DATA SHOWN:

+++

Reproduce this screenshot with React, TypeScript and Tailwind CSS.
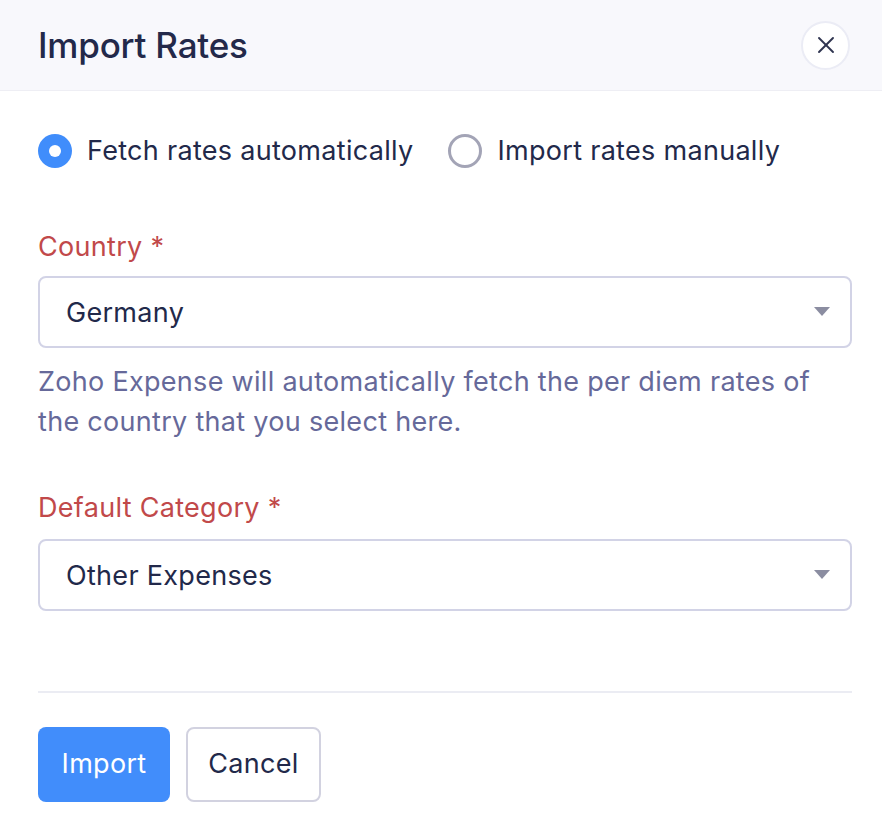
import { useState } from "react";
import { X } from "lucide-react";

const Caret = () => (
  <svg width="16" height="10" viewBox="0 0 16 10" className="shrink-0">
    <path d="M0 0 H16 L8 9 Z" fill="#8b8da1" />
  </svg>
);

const Radio = ({ checked }: { checked: boolean }) =>
  checked ? (
    <span className="w-[34px] h-[34px] rounded-full bg-[#408dfb] flex items-center justify-center shrink-0">
      <span className="w-[12px] h-[12px] rounded-full bg-white" />
    </span>
  ) : (
    <span className="w-[34px] h-[34px] rounded-full border-[3px] border-[#a3a4b6] bg-white shrink-0" />
  );

const SelectBox = ({ value }: { value: string }) => (
  <div className="h-[72px] w-full rounded-[8px] border-2 border-[#d2d3e6] bg-white pl-[26px] pr-[20px] flex items-center justify-between">
    <span className="pt-[3px] text-[27px] tracking-[0.3px] text-[#22294a]">{value}</span>
    <Caret />
  </div>
);

export default function App() {
  const [mode, setMode] = useState("auto");

  return (
    <div className="w-[882px] h-[830px] bg-white font-['Inter',sans-serif] flex flex-col">
      <div className="h-[91px] bg-[#f8f8fc] border-b border-[#eeeef4] pl-[38px] pr-[32px] flex items-center justify-between shrink-0">
        <h1 className="text-[35px] font-medium text-[#23294a] tracking-[-0.2px]">Import Rates</h1>
        <button className="w-[49px] h-[49px] rounded-full bg-white border-2 border-[#ebecf5] flex items-center justify-center">
          <X size={28} strokeWidth={1.6} color="#2f3450" />
        </button>
      </div>

      <div className="pl-[38px] pr-[30px] pt-[40px] flex flex-col text-[27px] tracking-[0.3px]">
        <div className="flex items-center gap-[35px]">
          <label className="flex items-center gap-[15px] cursor-pointer" onClick={() => setMode("auto")}>
            <Radio checked={mode === "auto"} />
            <span className="text-[#22294a]">Fetch rates automatically</span>
          </label>
          <label className="flex items-center gap-[15px] cursor-pointer" onClick={() => setMode("manual")}>
            <Radio checked={mode === "manual"} />
            <span className="text-[#22294a]">Import rates manually</span>
          </label>
        </div>

        <div className="mt-[57px] leading-[36px] text-[#c1494a]">Country *</div>
        <div className="mt-[11px]">
          <SelectBox value="Germany" />
        </div>
        <p className="mt-[14px] leading-[40px] text-[#66699a] pr-[30px]">
          Zoho Expense will automatically fetch the per diem rates of the country that you select here.
        </p>

        <div className="mt-[48px] leading-[36px] text-[#c1494a]">Default Category *</div>
        <div className="mt-[13px]">
          <SelectBox value="Other Expenses" />
        </div>

        <div className="mt-[80px] h-[2px] bg-[#ebecf3]" />

        <div className="mt-[34px] flex gap-[16px]">
          <button className="h-[75px] w-[132px] rounded-[8px] bg-[#418dfb] text-white">Import</button>
          <button className="h-[75px] w-[135px] rounded-[8px] bg-white border-2 border-[#d2d2e0] text-[#22294a]">Cancel</button>
        </div>
      </div>
    </div>
  );
}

+++

WHAT YOU HAVE TO DO: The pictures should not be reproduced; quote all of the other material exactly.

RESULT OF THIS TASK:
Reproduce this screenshot with React, TypeScript and Tailwind CSS.
import { useState } from "react";
import { X } from "lucide-react";

const Caret = () => (
  <svg width="16" height="10" viewBox="0 0 16 10" className="shrink-0">
    <path d="M0 0 H16 L8 9 Z" fill="#8b8da1" />
  </svg>
);

const Radio = ({ checked }: { checked: boolean }) =>
  checked ? (
    <span className="w-[34px] h-[34px] rounded-full bg-[#408dfb] flex items-center justify-center shrink-0">
      <span className="w-[12px] h-[12px] rounded-full bg-white" />
    </span>
  ) : (
    <span className="w-[34px] h-[34px] rounded-full border-[3px] border-[#a3a4b6] bg-white shrink-0" />
  );

const SelectBox = ({ value }: { value: string }) => (
  <div className="h-[72px] w-full rounded-[8px] border-2 border-[#d2d3e6] bg-white pl-[26px] pr-[20px] flex items-center justify-between">
    <span className="pt-[3px] text-[27px] tracking-[0.3px] text-[#22294a]">{value}</span>
    <Caret />
  </div>
);

export default function App() {
  const [mode, setMode] = useState("auto");

  return (
    <div className="w-[882px] h-[830px] bg-white font-['Inter',sans-serif] flex flex-col">
      <div className="h-[91px] bg-[#f8f8fc] border-b border-[#eeeef4] pl-[38px] pr-[32px] flex items-center justify-between shrink-0">
        <h1 className="text-[35px] font-medium text-[#23294a] tracking-[-0.2px]">Import Rates</h1>
        <button className="w-[49px] h-[49px] rounded-full bg-white border-2 border-[#ebecf5] flex items-center justify-center">
          <X size={28} strokeWidth={1.6} color="#2f3450" />
        </button>
      </div>

      <div className="pl-[38px] pr-[30px] pt-[40px] flex flex-col text-[27px] tracking-[0.3px]">
        <div className="flex items-center gap-[35px]">
          <label className="flex items-center gap-[15px] cursor-pointer" onClick={() => setMode("auto")}>
            <Radio checked={mode === "auto"} />
            <span className="text-[#22294a]">Fetch rates automatically</span>
          </label>
          <label className="flex items-center gap-[15px] cursor-pointer" onClick={() => setMode("manual")}>
            <Radio checked={mode === "manual"} />
            <span className="text-[#22294a]">Import rates manually</span>
          </label>
        </div>

        <div className="mt-[57px] leading-[36px] text-[#c1494a]">Country *</div>
        <div className="mt-[11px]">
          <SelectBox value="Germany" />
        </div>
        <p className="mt-[14px] leading-[40px] text-[#66699a] pr-[30px]">
          Zoho Expense will automatically fetch the per diem rates of the country that you select here.
        </p>

        <div className="mt-[48px] leading-[36px] text-[#c1494a]">Default Category *</div>
        <div className="mt-[13px]">
          <SelectBox value="Other Expenses" />
        </div>

        <div className="mt-[80px] h-[2px] bg-[#ebecf3]" />

        <div className="mt-[34px] flex gap-[16px]">
          <button className="h-[75px] w-[132px] rounded-[8px] bg-[#418dfb] text-white">Import</button>
          <button className="h-[75px] w-[135px] rounded-[8px] bg-white border-2 border-[#d2d2e0] text-[#22294a]">Cancel</button>
        </div>
      </div>
    </div>
  );
}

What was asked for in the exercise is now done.